> **Work to be completed**
Your task is to copy every line of the entries that contains "this".

> **Listed records**
= = =
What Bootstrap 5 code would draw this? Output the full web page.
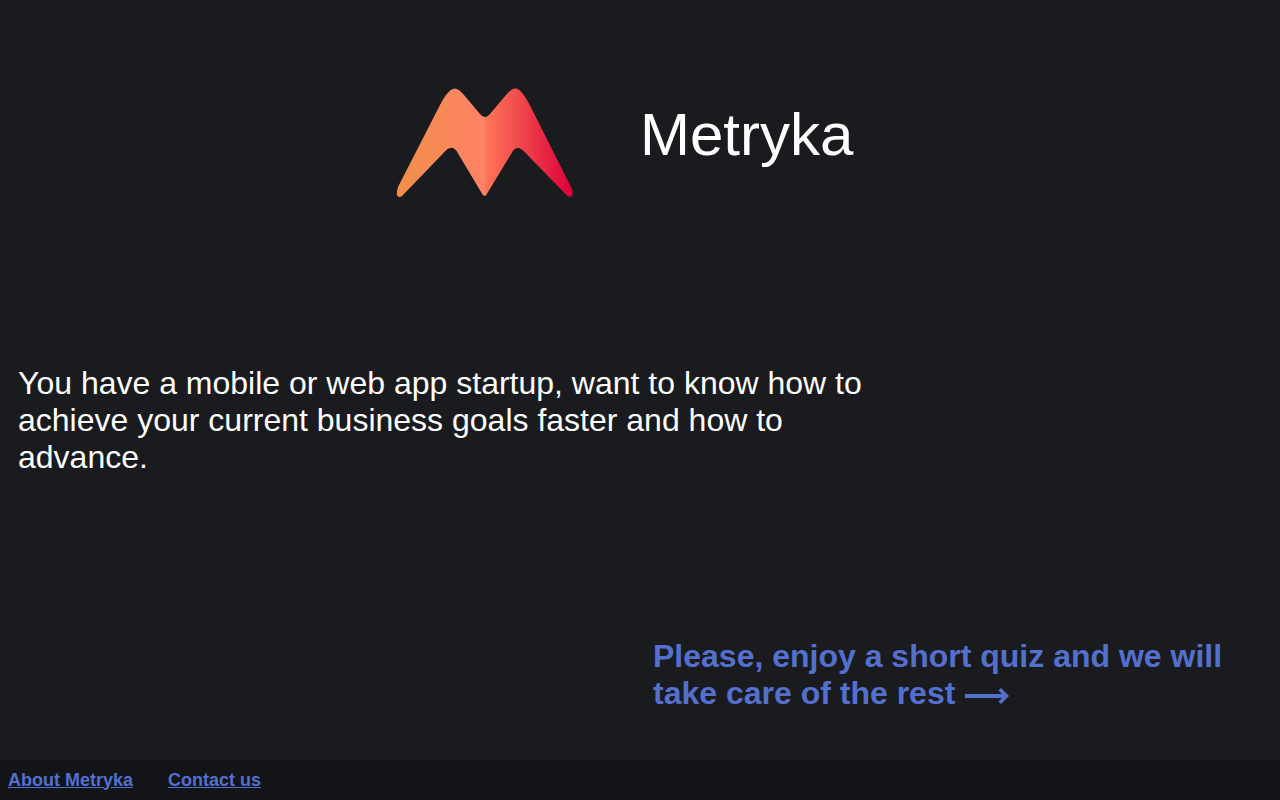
= = =
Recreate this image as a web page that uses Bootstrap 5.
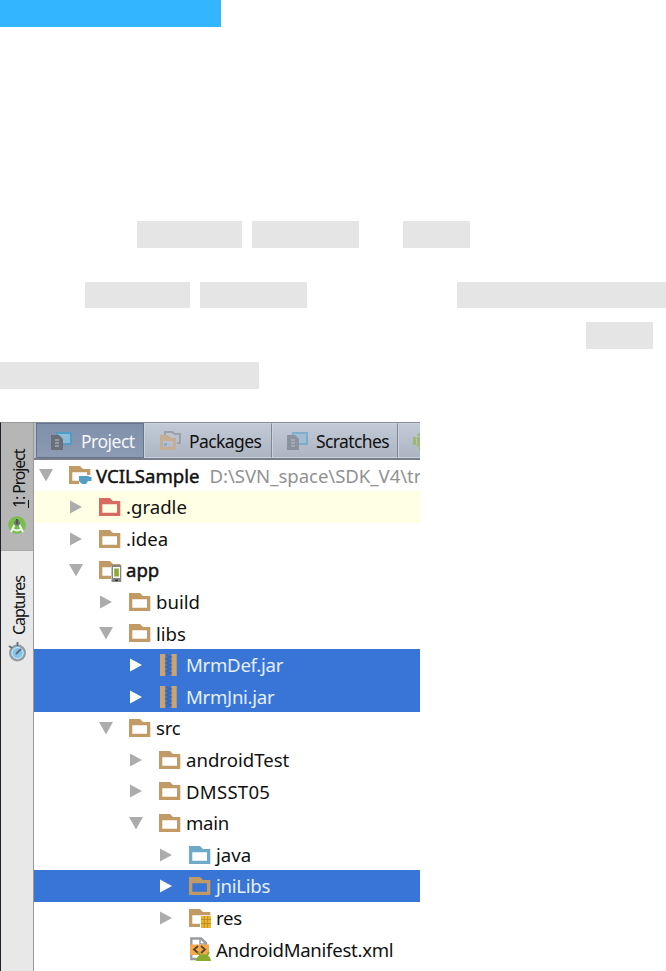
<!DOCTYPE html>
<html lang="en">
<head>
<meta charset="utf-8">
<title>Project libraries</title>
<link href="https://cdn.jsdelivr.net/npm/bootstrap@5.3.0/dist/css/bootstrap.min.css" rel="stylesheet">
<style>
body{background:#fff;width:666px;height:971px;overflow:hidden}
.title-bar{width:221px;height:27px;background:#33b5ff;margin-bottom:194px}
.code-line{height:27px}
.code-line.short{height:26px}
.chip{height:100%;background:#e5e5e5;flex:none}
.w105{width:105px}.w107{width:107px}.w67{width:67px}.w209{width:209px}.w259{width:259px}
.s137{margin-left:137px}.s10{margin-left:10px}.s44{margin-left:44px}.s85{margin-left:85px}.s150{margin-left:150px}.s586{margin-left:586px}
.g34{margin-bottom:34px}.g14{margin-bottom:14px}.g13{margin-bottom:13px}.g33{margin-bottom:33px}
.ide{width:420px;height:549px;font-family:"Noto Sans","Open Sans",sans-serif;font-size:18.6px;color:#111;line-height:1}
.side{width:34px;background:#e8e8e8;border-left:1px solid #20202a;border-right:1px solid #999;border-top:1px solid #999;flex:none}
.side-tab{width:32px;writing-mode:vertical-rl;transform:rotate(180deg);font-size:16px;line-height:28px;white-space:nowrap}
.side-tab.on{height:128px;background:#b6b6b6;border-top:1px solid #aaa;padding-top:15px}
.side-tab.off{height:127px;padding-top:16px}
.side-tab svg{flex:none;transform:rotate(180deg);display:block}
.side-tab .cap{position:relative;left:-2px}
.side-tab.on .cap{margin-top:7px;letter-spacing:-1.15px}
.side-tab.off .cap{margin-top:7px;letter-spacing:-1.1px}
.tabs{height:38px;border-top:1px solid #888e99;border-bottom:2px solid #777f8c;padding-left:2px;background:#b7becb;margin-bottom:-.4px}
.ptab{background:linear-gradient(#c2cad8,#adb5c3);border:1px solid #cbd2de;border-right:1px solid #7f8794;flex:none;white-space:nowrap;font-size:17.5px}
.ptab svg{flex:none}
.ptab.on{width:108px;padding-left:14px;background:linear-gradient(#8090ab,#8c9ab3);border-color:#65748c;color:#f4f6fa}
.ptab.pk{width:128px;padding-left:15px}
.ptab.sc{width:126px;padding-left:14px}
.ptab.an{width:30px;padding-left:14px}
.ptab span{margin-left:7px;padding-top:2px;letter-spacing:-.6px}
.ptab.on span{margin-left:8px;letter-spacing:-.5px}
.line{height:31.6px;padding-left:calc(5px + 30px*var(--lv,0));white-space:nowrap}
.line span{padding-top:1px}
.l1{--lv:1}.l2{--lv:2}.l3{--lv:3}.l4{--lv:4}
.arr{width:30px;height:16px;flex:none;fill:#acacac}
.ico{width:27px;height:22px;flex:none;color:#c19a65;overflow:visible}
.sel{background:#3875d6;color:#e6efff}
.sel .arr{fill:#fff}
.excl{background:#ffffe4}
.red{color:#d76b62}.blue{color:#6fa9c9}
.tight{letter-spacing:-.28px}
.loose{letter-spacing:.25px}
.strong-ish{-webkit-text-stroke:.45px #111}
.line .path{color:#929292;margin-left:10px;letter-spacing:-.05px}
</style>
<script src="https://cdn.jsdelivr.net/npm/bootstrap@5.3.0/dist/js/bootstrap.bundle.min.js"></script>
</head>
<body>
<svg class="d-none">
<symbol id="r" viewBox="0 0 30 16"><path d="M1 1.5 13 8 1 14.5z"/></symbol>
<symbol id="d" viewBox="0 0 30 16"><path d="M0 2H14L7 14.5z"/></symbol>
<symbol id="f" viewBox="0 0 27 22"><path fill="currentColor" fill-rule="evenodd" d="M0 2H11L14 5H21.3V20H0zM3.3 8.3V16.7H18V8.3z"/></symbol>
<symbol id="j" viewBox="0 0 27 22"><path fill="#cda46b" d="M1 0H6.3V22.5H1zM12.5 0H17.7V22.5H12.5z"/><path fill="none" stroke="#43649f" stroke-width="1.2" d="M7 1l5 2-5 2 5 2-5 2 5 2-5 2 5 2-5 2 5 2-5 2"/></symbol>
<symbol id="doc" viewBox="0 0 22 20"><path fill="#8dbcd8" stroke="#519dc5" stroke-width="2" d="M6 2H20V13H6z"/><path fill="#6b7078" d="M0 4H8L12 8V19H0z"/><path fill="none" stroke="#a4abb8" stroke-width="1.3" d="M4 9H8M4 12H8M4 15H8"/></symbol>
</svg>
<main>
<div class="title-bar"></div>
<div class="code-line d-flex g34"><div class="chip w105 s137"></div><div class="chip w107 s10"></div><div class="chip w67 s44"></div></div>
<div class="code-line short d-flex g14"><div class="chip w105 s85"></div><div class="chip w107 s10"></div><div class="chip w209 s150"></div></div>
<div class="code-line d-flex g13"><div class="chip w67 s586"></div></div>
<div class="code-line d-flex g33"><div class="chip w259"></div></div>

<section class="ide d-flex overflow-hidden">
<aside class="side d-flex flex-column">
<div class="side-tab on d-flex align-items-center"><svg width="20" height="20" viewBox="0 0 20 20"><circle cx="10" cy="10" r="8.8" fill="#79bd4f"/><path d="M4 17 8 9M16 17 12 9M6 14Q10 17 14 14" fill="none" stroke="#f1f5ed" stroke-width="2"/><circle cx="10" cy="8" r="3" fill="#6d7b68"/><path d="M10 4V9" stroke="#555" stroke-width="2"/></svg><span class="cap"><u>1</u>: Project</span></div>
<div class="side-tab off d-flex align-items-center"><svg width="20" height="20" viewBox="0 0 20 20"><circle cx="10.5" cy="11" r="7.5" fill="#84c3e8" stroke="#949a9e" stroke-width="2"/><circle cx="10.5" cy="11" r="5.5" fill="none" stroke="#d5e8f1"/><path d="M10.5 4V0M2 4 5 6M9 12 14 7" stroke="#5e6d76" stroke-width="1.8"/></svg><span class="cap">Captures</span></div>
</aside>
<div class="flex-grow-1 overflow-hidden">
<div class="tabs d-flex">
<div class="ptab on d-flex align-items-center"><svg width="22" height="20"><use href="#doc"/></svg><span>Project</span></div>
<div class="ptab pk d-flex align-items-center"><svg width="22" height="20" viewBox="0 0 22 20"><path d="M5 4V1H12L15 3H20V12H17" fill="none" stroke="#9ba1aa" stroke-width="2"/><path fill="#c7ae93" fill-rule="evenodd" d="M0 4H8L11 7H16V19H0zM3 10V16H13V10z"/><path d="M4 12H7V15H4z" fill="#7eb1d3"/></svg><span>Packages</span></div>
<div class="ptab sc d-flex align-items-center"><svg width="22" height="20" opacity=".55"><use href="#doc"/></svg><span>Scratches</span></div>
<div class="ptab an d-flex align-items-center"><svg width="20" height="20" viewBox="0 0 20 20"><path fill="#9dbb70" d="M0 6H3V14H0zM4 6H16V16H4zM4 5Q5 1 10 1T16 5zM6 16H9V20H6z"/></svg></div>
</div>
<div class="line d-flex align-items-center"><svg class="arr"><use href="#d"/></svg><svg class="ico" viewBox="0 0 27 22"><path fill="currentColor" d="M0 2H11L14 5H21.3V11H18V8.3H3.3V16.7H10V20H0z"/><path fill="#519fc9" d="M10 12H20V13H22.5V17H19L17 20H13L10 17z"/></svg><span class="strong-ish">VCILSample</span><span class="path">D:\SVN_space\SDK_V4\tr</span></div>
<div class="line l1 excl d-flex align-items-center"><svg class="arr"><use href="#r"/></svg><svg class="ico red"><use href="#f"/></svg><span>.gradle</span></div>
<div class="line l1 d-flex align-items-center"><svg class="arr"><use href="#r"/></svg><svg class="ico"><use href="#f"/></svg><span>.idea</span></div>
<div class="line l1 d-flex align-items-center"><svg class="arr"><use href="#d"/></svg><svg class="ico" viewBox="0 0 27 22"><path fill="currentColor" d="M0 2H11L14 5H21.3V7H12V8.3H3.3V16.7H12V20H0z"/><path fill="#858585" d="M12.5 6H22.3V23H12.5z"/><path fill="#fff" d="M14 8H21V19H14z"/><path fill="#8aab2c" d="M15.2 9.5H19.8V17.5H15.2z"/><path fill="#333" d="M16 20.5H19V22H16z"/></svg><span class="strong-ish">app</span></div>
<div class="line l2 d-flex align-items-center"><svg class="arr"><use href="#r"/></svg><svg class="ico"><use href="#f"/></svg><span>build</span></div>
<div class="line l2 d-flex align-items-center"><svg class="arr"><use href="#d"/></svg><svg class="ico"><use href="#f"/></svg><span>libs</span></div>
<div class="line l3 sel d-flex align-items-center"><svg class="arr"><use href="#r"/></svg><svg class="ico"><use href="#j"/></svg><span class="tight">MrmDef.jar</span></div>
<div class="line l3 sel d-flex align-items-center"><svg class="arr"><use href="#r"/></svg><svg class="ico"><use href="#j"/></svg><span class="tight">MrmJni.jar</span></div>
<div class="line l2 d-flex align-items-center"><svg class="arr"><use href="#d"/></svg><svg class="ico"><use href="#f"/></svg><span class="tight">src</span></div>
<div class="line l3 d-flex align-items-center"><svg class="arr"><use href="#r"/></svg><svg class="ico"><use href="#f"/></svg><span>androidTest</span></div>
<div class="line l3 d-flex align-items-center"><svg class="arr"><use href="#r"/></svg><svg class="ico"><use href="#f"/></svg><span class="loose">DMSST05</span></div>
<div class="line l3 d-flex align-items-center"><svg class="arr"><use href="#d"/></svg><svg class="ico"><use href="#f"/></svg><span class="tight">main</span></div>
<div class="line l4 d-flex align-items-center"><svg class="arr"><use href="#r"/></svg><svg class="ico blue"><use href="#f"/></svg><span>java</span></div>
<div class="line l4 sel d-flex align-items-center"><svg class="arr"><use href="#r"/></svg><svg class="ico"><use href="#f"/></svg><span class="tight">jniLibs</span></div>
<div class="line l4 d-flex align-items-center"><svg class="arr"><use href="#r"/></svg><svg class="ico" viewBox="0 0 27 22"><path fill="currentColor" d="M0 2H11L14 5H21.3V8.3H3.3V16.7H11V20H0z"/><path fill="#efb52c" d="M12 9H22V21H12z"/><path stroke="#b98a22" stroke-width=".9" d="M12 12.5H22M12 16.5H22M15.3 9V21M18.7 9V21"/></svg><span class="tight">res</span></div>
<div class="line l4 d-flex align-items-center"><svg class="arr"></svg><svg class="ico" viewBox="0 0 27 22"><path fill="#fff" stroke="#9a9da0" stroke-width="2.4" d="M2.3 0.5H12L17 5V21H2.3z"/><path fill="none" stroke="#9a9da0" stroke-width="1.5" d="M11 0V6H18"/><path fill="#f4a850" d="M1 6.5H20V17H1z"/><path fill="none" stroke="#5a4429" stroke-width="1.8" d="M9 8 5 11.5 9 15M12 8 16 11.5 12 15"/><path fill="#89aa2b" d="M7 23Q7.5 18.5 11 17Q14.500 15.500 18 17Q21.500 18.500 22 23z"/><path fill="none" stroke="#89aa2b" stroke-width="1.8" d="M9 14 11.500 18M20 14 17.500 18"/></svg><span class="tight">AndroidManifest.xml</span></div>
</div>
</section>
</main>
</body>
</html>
= = =
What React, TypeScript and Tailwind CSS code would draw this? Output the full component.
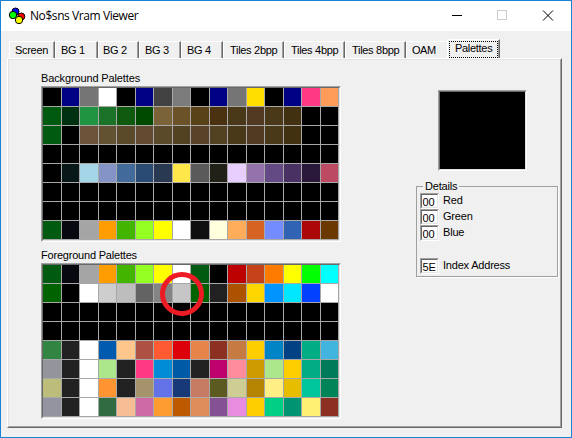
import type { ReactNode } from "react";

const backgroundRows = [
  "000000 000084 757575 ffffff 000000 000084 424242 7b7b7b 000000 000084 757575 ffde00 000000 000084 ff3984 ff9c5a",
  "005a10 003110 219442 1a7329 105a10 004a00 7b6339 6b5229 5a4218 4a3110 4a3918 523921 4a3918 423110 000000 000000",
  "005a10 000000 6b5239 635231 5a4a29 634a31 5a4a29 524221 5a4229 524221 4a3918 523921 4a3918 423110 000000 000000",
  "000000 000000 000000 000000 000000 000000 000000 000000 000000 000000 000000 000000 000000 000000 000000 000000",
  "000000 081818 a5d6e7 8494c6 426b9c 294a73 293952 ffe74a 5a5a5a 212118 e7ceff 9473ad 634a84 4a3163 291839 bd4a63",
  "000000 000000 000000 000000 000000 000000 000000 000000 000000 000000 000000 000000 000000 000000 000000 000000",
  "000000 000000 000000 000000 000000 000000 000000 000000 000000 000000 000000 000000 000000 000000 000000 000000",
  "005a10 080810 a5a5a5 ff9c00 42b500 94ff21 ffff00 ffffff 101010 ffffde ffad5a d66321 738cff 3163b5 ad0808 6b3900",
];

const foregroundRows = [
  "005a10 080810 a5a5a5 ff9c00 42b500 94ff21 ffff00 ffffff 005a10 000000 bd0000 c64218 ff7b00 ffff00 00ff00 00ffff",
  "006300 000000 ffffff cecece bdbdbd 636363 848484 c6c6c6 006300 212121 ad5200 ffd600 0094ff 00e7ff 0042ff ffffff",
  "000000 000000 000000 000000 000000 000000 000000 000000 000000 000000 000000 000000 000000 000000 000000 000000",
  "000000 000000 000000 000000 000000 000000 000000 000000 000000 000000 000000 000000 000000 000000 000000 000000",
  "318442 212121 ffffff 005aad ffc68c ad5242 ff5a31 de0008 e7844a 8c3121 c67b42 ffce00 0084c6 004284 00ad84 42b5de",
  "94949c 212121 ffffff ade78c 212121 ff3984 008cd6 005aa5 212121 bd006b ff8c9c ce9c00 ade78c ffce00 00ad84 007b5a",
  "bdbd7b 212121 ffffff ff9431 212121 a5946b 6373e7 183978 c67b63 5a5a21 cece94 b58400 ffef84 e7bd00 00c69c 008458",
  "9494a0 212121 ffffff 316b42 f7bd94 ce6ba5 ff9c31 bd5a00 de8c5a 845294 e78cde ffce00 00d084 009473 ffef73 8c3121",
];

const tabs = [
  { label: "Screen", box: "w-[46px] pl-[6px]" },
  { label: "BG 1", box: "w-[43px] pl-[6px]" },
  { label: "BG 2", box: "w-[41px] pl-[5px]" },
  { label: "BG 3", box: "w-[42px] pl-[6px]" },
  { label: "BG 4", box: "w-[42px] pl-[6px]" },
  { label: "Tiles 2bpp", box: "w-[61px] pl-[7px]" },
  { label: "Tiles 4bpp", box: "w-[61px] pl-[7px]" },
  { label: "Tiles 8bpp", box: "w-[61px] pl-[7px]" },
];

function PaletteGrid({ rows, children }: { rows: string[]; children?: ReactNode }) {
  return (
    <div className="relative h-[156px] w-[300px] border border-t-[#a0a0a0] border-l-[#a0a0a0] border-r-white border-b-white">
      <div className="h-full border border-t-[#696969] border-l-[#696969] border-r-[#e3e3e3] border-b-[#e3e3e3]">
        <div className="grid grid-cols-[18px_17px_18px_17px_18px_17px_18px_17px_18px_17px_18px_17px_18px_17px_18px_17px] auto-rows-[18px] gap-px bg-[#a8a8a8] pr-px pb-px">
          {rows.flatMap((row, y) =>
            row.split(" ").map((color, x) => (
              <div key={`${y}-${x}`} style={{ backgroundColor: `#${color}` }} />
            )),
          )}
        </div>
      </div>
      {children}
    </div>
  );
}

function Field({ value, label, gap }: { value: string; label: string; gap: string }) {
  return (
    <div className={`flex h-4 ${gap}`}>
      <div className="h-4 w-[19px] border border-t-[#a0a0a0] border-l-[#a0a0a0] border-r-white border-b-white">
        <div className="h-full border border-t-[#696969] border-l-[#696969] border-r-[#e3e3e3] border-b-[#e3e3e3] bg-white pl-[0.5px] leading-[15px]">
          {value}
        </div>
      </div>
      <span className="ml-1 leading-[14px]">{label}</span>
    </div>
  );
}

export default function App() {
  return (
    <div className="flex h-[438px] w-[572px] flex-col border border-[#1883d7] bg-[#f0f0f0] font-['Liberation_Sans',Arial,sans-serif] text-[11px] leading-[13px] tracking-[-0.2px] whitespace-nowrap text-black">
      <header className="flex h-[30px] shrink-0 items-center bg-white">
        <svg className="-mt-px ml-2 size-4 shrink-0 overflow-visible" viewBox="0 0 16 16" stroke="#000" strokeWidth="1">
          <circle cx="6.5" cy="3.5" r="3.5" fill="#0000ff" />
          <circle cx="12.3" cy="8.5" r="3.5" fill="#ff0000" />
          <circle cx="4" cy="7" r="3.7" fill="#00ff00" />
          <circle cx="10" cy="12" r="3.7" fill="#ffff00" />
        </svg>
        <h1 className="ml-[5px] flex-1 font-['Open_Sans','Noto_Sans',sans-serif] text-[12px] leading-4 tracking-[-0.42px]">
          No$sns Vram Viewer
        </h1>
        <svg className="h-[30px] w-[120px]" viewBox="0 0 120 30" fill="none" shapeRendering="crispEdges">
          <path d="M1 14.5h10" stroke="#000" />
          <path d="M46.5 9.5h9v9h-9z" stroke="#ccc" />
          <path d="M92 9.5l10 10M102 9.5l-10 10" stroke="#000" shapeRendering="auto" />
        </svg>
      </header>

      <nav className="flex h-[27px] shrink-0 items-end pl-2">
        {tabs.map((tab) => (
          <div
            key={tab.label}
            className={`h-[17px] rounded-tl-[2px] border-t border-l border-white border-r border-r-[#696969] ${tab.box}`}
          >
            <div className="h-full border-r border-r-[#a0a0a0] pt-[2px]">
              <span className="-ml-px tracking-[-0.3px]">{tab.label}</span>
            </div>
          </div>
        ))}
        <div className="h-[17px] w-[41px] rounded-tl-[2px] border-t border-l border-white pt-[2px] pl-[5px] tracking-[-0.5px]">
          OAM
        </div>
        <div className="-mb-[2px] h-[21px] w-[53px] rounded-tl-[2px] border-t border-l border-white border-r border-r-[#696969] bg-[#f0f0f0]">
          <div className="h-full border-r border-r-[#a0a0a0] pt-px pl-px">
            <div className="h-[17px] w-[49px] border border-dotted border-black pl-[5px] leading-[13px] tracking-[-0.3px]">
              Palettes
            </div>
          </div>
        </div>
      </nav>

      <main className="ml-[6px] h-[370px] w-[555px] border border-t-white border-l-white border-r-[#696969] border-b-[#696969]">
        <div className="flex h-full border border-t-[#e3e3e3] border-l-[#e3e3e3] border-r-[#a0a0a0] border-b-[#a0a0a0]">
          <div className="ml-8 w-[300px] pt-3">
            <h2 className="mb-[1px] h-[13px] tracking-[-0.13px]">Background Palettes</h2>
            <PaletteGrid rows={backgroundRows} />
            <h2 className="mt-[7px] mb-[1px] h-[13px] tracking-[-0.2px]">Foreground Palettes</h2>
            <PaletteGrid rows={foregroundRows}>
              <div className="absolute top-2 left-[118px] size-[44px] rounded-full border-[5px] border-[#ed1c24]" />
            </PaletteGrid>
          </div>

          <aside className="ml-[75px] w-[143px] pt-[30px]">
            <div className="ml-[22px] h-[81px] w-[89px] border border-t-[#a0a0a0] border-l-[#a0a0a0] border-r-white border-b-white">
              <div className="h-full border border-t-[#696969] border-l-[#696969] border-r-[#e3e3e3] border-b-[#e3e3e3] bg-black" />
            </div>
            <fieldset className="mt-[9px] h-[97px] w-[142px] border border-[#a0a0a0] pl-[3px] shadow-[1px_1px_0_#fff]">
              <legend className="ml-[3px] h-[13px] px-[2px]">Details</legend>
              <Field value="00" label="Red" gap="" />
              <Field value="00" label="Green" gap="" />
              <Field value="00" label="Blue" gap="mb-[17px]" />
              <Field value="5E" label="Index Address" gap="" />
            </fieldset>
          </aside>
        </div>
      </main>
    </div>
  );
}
= = =
> **Written solution**
What Bootstrap 5 code would draw this? Output the full web page.
Recreate this image as a web page that uses Bootstrap 5.
What React, TypeScript and Tailwind CSS code would draw this? Output the full component.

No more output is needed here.